The DMV said on Tuesday it would give Jonathan Kotler the license plate after settling a free speech lawsuit in federal court. Kotler supports London-based Fulham, whose fans often chant “Come On You Whites” for their players in white jerseys.

“Upon further administrative review, the DMV determined Mr. Kotler’s personalized plate request for ‘COYW’ should not have been rejected and is expediting the approval to get it to Mr. Kotler as quickly as possible,” Anita Gore, a deputy director with the DMV, wrote in an email on Tuesday.

The DMV had previously told Kotler “COYW” has “connotations offensive to good taste and decency.”

Attorney Wen Fa of the nonprofit Pacific Legal Foundation, which represented Kotler, said the initial denial shows that “giving government officials unbridled discretion to ban speech they find offensive will inevitably lead to arbitrary results.”

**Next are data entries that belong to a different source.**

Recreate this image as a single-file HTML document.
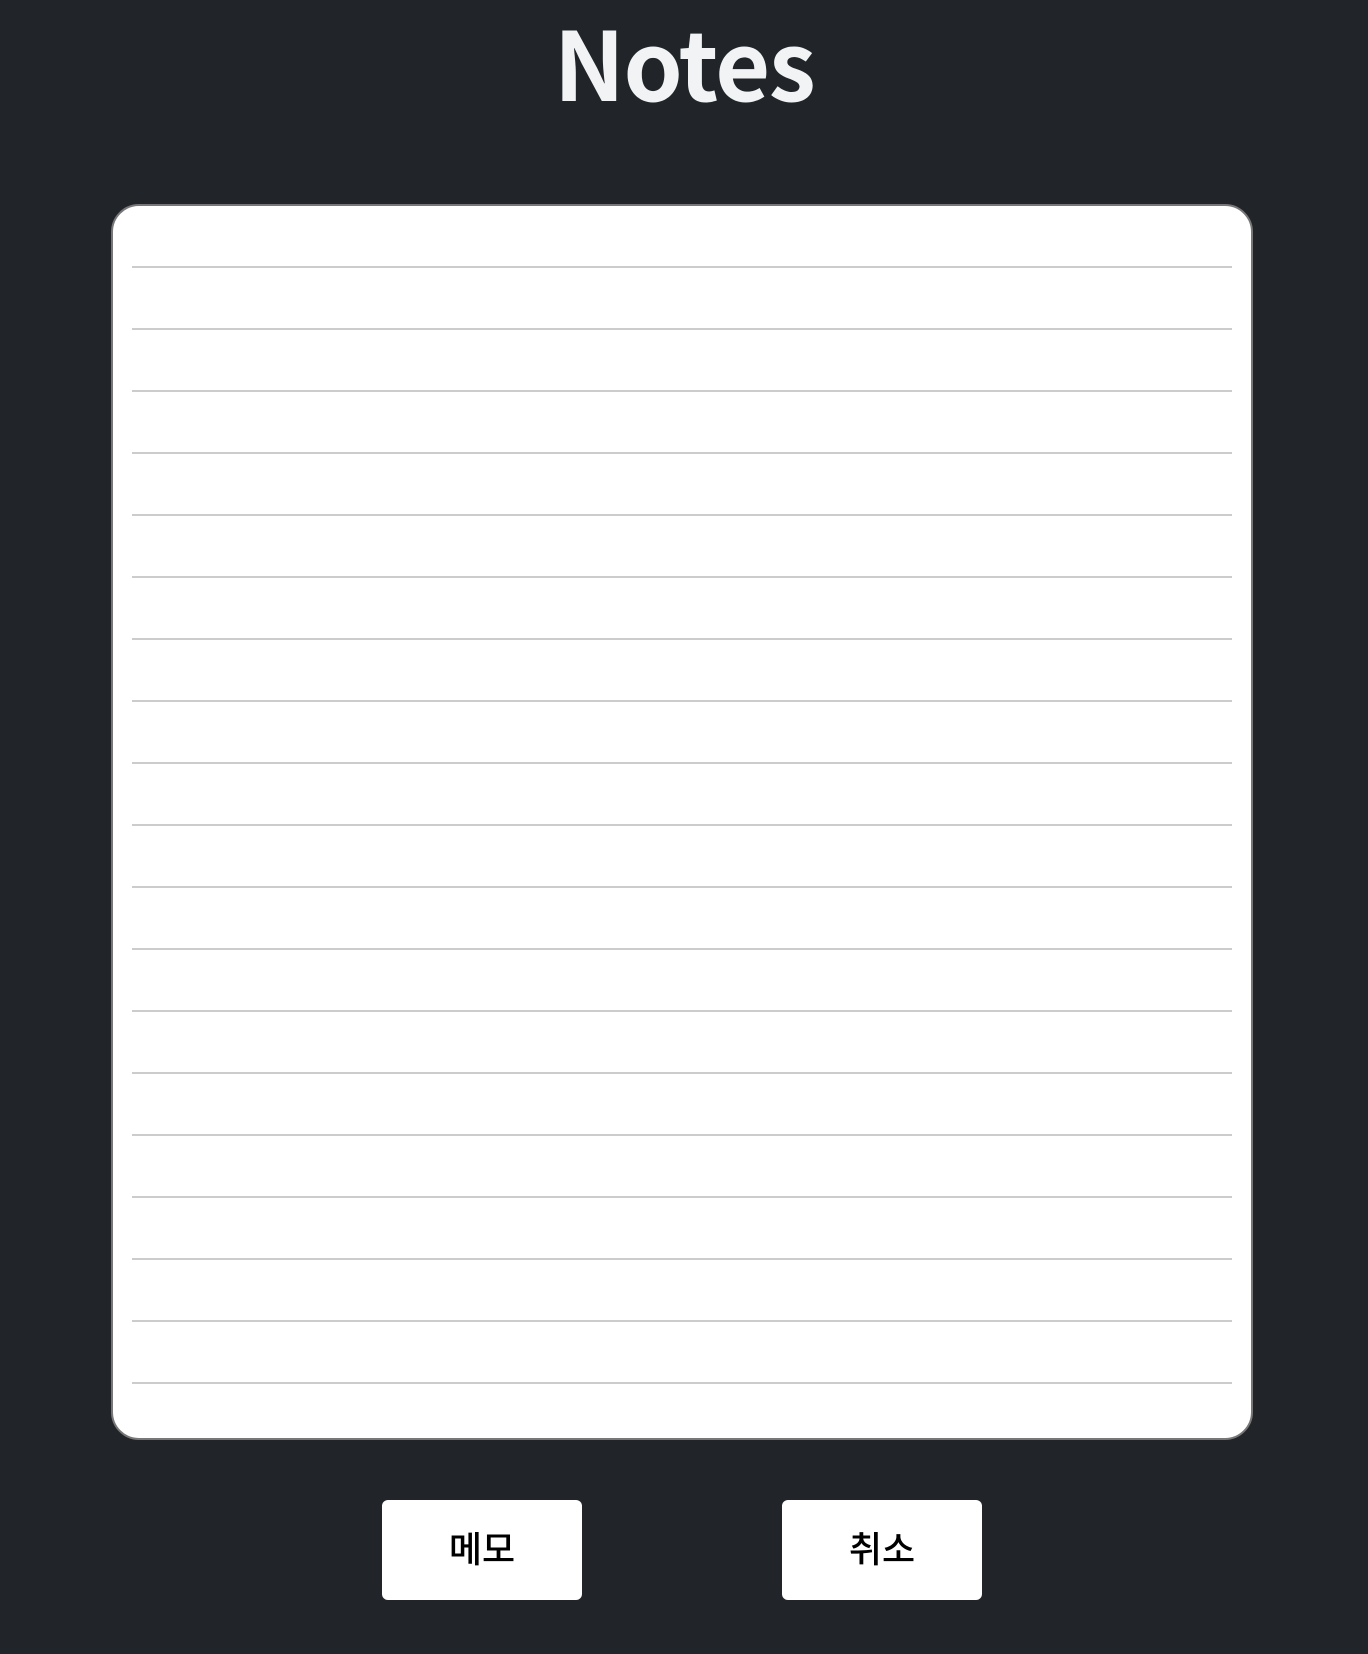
<!DOCTYPE html>
<html><head><meta charset="utf-8"><style>
html,body{margin:0;padding:0;}
body{width:1368px;height:1654px;background:#212529;position:relative;overflow:hidden;font-family:"Liberation Sans","Noto Sans CJK KR",sans-serif;}
h1{position:absolute;left:0;width:1368px;top:13px;margin:0;text-align:center;font-family:"Noto Sans CJK KR","Liberation Sans",sans-serif;font-weight:700;font-size:95px;line-height:96px;color:#f1f3f5;letter-spacing:-1.6px;}
.card{position:absolute;left:111px;top:204px;width:1142px;height:1236px;background:#fff;border:2px solid #777;border-radius:28px;box-sizing:border-box;}
.line{position:absolute;left:132px;width:1100px;height:2px;background:#ccc;}
.btn{position:absolute;top:1500px;width:200px;height:100px;background:#fff;border-radius:6px;text-align:center;line-height:94px;font-family:"Noto Sans CJK KR",sans-serif;font-weight:500;font-size:36px;color:#000;}
</style></head><body>
<h1>Notes</h1>
<div class="card"></div>
<div class="line" style="top:266px"></div>
<div class="line" style="top:328px"></div>
<div class="line" style="top:390px"></div>
<div class="line" style="top:452px"></div>
<div class="line" style="top:514px"></div>
<div class="line" style="top:576px"></div>
<div class="line" style="top:638px"></div>
<div class="line" style="top:700px"></div>
<div class="line" style="top:762px"></div>
<div class="line" style="top:824px"></div>
<div class="line" style="top:886px"></div>
<div class="line" style="top:948px"></div>
<div class="line" style="top:1010px"></div>
<div class="line" style="top:1072px"></div>
<div class="line" style="top:1134px"></div>
<div class="line" style="top:1196px"></div>
<div class="line" style="top:1258px"></div>
<div class="line" style="top:1320px"></div>
<div class="line" style="top:1382px"></div>
<div class="btn" style="left:382px">메모</div>
<div class="btn" style="left:782px">취소</div>
</body></html>
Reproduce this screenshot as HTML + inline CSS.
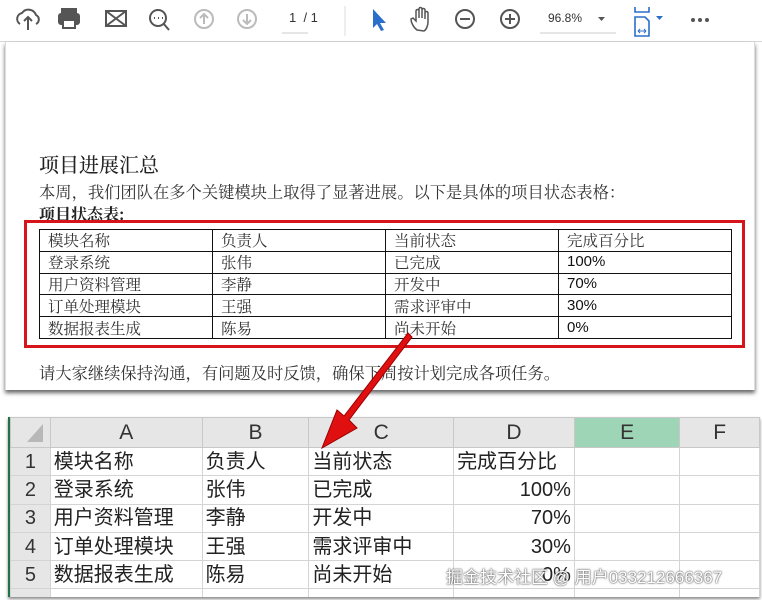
<!DOCTYPE html>
<html><head><meta charset="utf-8"><style>
*{margin:0;padding:0;box-sizing:border-box}
body{width:762px;height:600px;background:#fff;position:relative;overflow:hidden;font-family:"Liberation Sans","Noto Sans CJK SC",sans-serif}
.abs{position:absolute}
.tb{left:0;top:0;width:762px;height:42px;background:#fff;border-bottom:1px solid #d6d6d6}
.page{left:5px;top:42px;width:750px;height:348px;border-left:1px solid #ddd;border-right:1px solid #ddd;box-shadow:0 3px 4px #666}
.cjk{font-family:"Noto Serif CJK SC","Liberation Serif",serif;color:#222;white-space:nowrap}
table.p{position:absolute;left:39px;top:229px;width:693px;border-collapse:collapse;font-size:15.5px;table-layout:fixed}
table.p td{border:1px solid #111;height:21.8px;padding:0 0 0 8px;line-height:20px;font-family:"Noto Serif CJK SC",serif;color:#333;overflow:hidden;white-space:nowrap}
table.p td.n{font-family:"Liberation Sans",sans-serif;font-size:15px;color:#111}
.xl{left:8px;top:417px;width:752px;height:180px;border-left:2px solid #217346;box-shadow:0 2px 3px #888;overflow:hidden}
table.x{border-collapse:collapse;table-layout:fixed;font-family:"Liberation Sans","Noto Sans CJK SC",sans-serif;font-size:20px;color:#222}
table.x td{border:1px solid #d4d4d4;height:28.3px;line-height:26px;padding:0 3px;white-space:nowrap;overflow:hidden}
table.x tr.h td{background:#e6e6e6;text-align:center;border-color:#c8c8c8;height:30px;line-height:28px;color:#333;font-size:21px}
table.x td.r{background:#e6e6e6;text-align:center;color:#333;padding:0}
</style></head><body>
<div class="abs tb">
<svg width="762" height="42" viewBox="0 0 762 42" fill="none" stroke="#555" stroke-width="2">
<path d="M20 24a6 6 0 0 1 2-11a8 8 0 0 1 14 2a5 5 0 0 1 0 9M28 30V17m-4 4l4-4 4 4"/>
<rect x="62" y="9" width="14" height="5" fill="#555"/><rect x="59" y="14" width="20" height="10" rx="2" fill="#555"/><rect x="63" y="20" width="12" height="8" fill="#fff"/>
<rect x="106" y="11" width="20" height="15"/><path d="M106 11l20 15M126 11l-20 15"/>
<circle cx="158" cy="18" r="8"/><path d="M163 23l6 7"/><path d="M154 18h1m3 0h1m3 0h1" stroke-width="2"/>
<g stroke="#bbb"><circle cx="204" cy="19" r="9"/><path d="M204 24V14m-4 4l4-4 4 4"/><circle cx="247" cy="19" r="9"/><path d="M247 14v10m-4-4l4 4 4-4"/></g>
<path d="M282 33h26" stroke="#ccc" stroke-width="1"/>
<path d="M345 6v30" stroke="#ddd" stroke-width="1"/>
<path d="M373 9l0 19 4-4 4 7 3-1-4-7 6 0z" fill="#2a6fc9" stroke="none"/>
<path d="M417 30c-4-3-6-8-6-11l2-1 3 3V11a1.5 1.5 0 0 1 3 0v7V9a1.5 1.5 0 0 1 3 0v9V10a1.5 1.5 0 0 1 3 0v9v-6a1.5 1.5 0 0 1 3 0v9c0 4-2 8-4 9z" stroke-width="1.5"/>
<circle cx="465" cy="19" r="9"/><path d="M460 19h10"/>
<circle cx="510" cy="19" r="9"/><path d="M505 19h10M510 14v10"/>
<path d="M540 33h76" stroke="#ccc" stroke-width="1"/>
<path d="M598 17h7l-3.5 4z" fill="#555" stroke="none"/>
<g stroke="#2a6fc9" stroke-width="1.6"><path d="M635 7v5h14V7"/><path d="M635 36V17h10l4 4v15z"/><path d="M638 31h8m-8 0l2-2m-2 2l2 2m6-2l-2-2m2 2l-2 2" stroke-width="1"/></g>
<path d="M656 16h7l-3.5 4z" fill="#2a6fc9" stroke="none"/>
<g fill="#555" stroke="none"><circle cx="693" cy="20" r="2"/><circle cx="700" cy="20" r="2"/><circle cx="707" cy="20" r="2"/></g>
</svg>
<div class="abs" style="left:289px;top:10px;font-size:13px;color:#333">1 &nbsp;/ 1</div>
<div class="abs" style="left:548px;top:11px;font-size:12px;color:#333">96.8%</div>
</div>
<div class="abs page"></div>
<div class="abs cjk" style="left:39px;top:149px;font-size:20px;font-weight:500">项目进展汇总</div>
<div class="abs cjk" style="left:39px;top:179px;font-size:16.3px;color:#333">本周，我们团队在多个关键模块上取得了显著进展。以下是具体的项目状态表格：</div>
<div class="abs cjk" style="left:39px;top:202px;font-size:16px;font-weight:700">项目状态表:</div>
<table class="p">
<tr><td style="width:173px">模块名称</td><td style="width:173px">负责人</td><td style="width:173px">当前状态</td><td>完成百分比</td></tr>
<tr><td>登录系统</td><td>张伟</td><td>已完成</td><td class="n">100%</td></tr>
<tr><td>用户资料管理</td><td>李静</td><td>开发中</td><td class="n">70%</td></tr>
<tr><td>订单处理模块</td><td>王强</td><td>需求评审中</td><td class="n">30%</td></tr>
<tr><td>数据报表生成</td><td>陈易</td><td>尚未开始</td><td class="n">0%</td></tr>
</table>
<div class="abs" style="left:24px;top:220px;width:721px;height:128px;border:3px solid #d7141a"></div>
<div class="abs cjk" style="left:39px;top:360px;font-size:16.3px;color:#333">请大家继续保持沟通，有问题及时反馈，确保下周按计划完成各项任务。</div>
<div class="abs xl">
<table class="x">
<colgroup><col style="width:40px"><col style="width:152px"><col style="width:107px"><col style="width:145px"><col style="width:121px"><col style="width:106px"><col style="width:80px"></colgroup>
<tr class="h"><td style="position:relative"><svg class="abs" style="left:14px;top:4px" width="20" height="22"><path d="M18 2v18H2z" fill="#b8b8b8"/></svg></td><td>A</td><td>B</td><td>C</td><td>D</td><td style="background:#9fd5b7">E</td><td>F</td></tr>
<tr><td class="r">1</td><td>模块名称</td><td>负责人</td><td>当前状态</td><td>完成百分比</td><td></td><td></td></tr>
<tr><td class="r">2</td><td>登录系统</td><td>张伟</td><td>已完成</td><td style="text-align:right">100%</td><td></td><td></td></tr>
<tr><td class="r">3</td><td>用户资料管理</td><td>李静</td><td>开发中</td><td style="text-align:right">70%</td><td></td><td></td></tr>
<tr><td class="r">4</td><td>订单处理模块</td><td>王强</td><td>需求评审中</td><td style="text-align:right">30%</td><td></td><td></td></tr>
<tr><td class="r">5</td><td>数据报表生成</td><td>陈易</td><td>尚未开始</td><td style="text-align:right">0%</td><td></td><td></td></tr>
<tr><td class="r"></td><td></td><td></td><td></td><td></td><td></td><td></td></tr>
</table>
</div>
<div class="abs" style="left:446px;top:563px;font-size:17px;color:#fff;text-shadow:0 0 2px #555,0 0 1px #333;white-space:nowrap">掘金技术社区 @ 用户033212666367</div>
<svg class="abs" style="left:0;top:0" width="762" height="600"><path d="M408 333L412 337L349 420L357 428L322 448L337 410L344 416Z" fill="#e01010" stroke="#900" stroke-width="1"/></svg>
</body></html>
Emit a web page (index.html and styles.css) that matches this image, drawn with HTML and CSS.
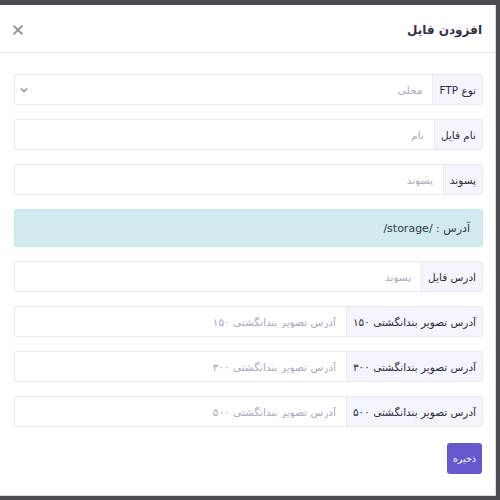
FILE: index.html
```html
<!DOCTYPE html>
<html lang="fa">
<head>
<meta charset="utf-8">
<title>افزودن فایل</title>
<link rel="stylesheet" href="styles.css">
</head>
<body>
<div class="modal" dir="rtl">
  <div class="modal-header">
    <h5 class="modal-title">افزودن فایل</h5>
    <svg class="close" width="10" height="10" viewBox="0 0 10 10"><path d="M1.2 1.2 L8.8 8.8 M8.8 1.2 L1.2 8.8" stroke="#9a9aa5" stroke-width="2" stroke-linecap="round"/></svg>
  </div>
  <div class="modal-body">
    <div class="input-group">
      <span class="group-label">نوع FTP</span>
      <div class="control select-control">
        <span class="select-value">محلی</span>
        <svg class="chevron" width="8" height="6" viewBox="0 0 8 6"><path d="M1 1.5 L4 4.5 L7 1.5" fill="none" stroke="#8b8db3" stroke-width="1.4"/></svg>
      </div>
    </div>
    <div class="input-group">
      <span class="group-label">نام فایل</span>
      <input class="control" type="text" placeholder="نام">
    </div>
    <div class="input-group">
      <span class="group-label">پسوند</span>
      <input class="control" type="text" placeholder="پسوند">
    </div>
    <div class="alert">آدرس : /storage/</div>
    <div class="input-group">
      <span class="group-label">ادرس فایل</span>
      <input class="control" type="text" placeholder="پسوند">
    </div>
    <div class="input-group">
      <span class="group-label">آدرس تصویر بندانگشتی ۱۵۰</span>
      <input class="control" type="text" placeholder="آدرس تصویر بندانگشتی ۱۵۰">
    </div>
    <div class="input-group">
      <span class="group-label">آدرس تصویر بندانگشتی ۳۰۰</span>
      <input class="control" type="text" placeholder="آدرس تصویر بندانگشتی ۳۰۰">
    </div>
    <div class="input-group">
      <span class="group-label">آدرس تصویر بندانگشتی ۵۰۰</span>
      <input class="control" type="text" placeholder="آدرس تصویر بندانگشتی ۵۰۰">
    </div>
    <div class="actions">
      <button class="btn-save" type="button">ذخیره</button>
    </div>
  </div>
</div>
</body>
</html>
```

FILE: styles.css
```css
* { box-sizing: border-box; }
html, body {
  margin: 0;
  padding: 0;
  background: #4a4b51;
  height: 500px;
  overflow: hidden;
}
body {
  font-family: "DejaVu Sans", "Noto Sans", sans-serif;
  padding-top: 5px;
}
.modal {
  width: 496px;
  height: 491px;
  background: #ffffff;
  border-right: 1px solid #d9d9e0;
  border-bottom: 1px solid #d9d9e0;
  display: flex;
  flex-direction: column;
}
.modal-header {
  height: 48px;
  border-bottom: 1px solid #e9e9f4;
  display: flex;
  align-items: center;
  justify-content: space-between;
  padding: 2px 13px 0 13px;
}
.modal-title {
  margin: 0;
  font-size: 12px;
  font-weight: bold;
  color: #2f3045;
}
.close { display: block; }
.modal-body {
  padding: 21px 12px 0 14px;
  display: flex;
  flex-direction: column;
  gap: 14px;
}
.input-group {
  display: flex;
  height: 31px;
}
.group-label {
  display: flex;
  align-items: center;
  padding: 0 6px;
  background: #f4f5fc;
  border: 1px solid #e9e9f4;
  border-radius: 0 3px 3px 0;
  font-size: 10.5px;
  color: #2b2c3c;
  white-space: nowrap;
}
.control {
  flex: 1;
  min-width: 0;
  height: 31px;
  border: 1px solid #e9e9f4;
  border-right: none;
  border-radius: 3px 0 0 3px;
  padding: 0 10px;
  font-family: inherit;
  font-size: 10.5px;
  color: #a3a3b5;
  background: #ffffff;
  outline: none;
  direction: rtl;
}
.control::placeholder { color: #a9a9ba; }
.select-control {
  display: flex;
  align-items: center;
  justify-content: space-between;
  padding: 0 10px 0 5px;
}
.select-value { color: #a9a9ba; }
.chevron { display: block; }
.alert {
  height: 38px;
  background: #d0eaef;
  border: 1px solid #c6e5eb;
  border-radius: 2px;
  display: flex;
  align-items: center;
  padding: 0 12px;
  font-size: 11px;
  color: #2f3a40;
}
.actions {
  display: flex;
  margin-top: 2px;
}
.btn-save {
  width: 35px;
  height: 31px;
  background: #6658cf;
  border: none;
  border-radius: 3px;
  color: #ffffff;
  font-family: inherit;
  font-size: 9.5px;
  font-weight: normal;
  padding: 0;
  margin-right: 1px;
}
```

Kotler said in a statement that “the freedom to speak as one wishes in the face of government opposition to it is central to what it means to be an American.”

Other English soccer clubs have similar taglines. Tottenham Hotspur uses “Come On You Spurs” or “COYS,” while teams in red might use “COYR.”

In refusing to dismiss the case last fall, U.S. District Judge George Wu also rejected the DMV’s claim that vehicle license plates constitute speech by the government. Wu said it’s unlikely “viewers perceive the government as speaking through personalized vanity plates.”

Among other terms, the DMV acknowledges in its settlement that “COYW” is not a racist term, according to the Pacific Legal Foundation.